I need to figure out what half marathon I am going to do. I'd like to do one in the midwest so I can go "home" and take Mircea to see my old stomping grounds. I'll post later on when I determine what race I'll participate in. If I'm lucky, I'll run a decent half and be able to run a full marathon in the Fall, but I don't want to set myself up for failure as I have in the past.

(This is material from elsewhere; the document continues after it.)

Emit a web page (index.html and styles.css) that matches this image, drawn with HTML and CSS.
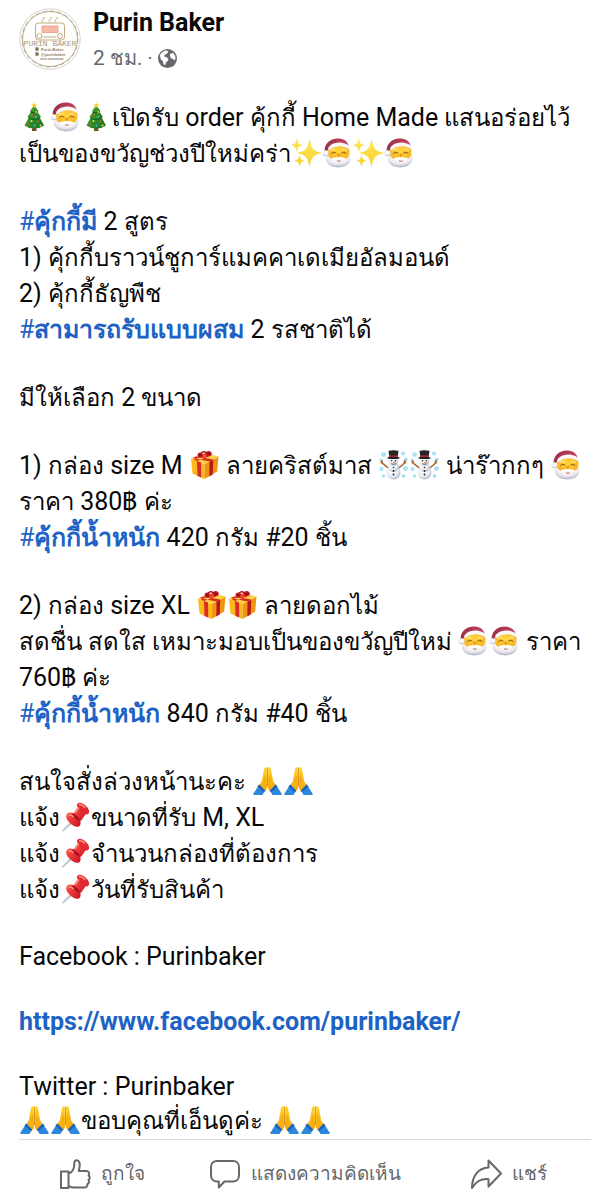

I do want to put a disclaimer here. I am very hard on myself about my weight...but I don't think that people that are overweight are "lazy" or "worthless" like I feel about myself. The reason I hold myself to that standard is because I maintained a very healthy weight for much of my young adult life, and though I put on weight, I took the iniative to get it off and become more active. That is the lifestyle that I want to live, and I know if I don't rebuild those habits now, then I will be very unhappy with myself and it will become impossible to take the weight off as I age and my life changes (babies?).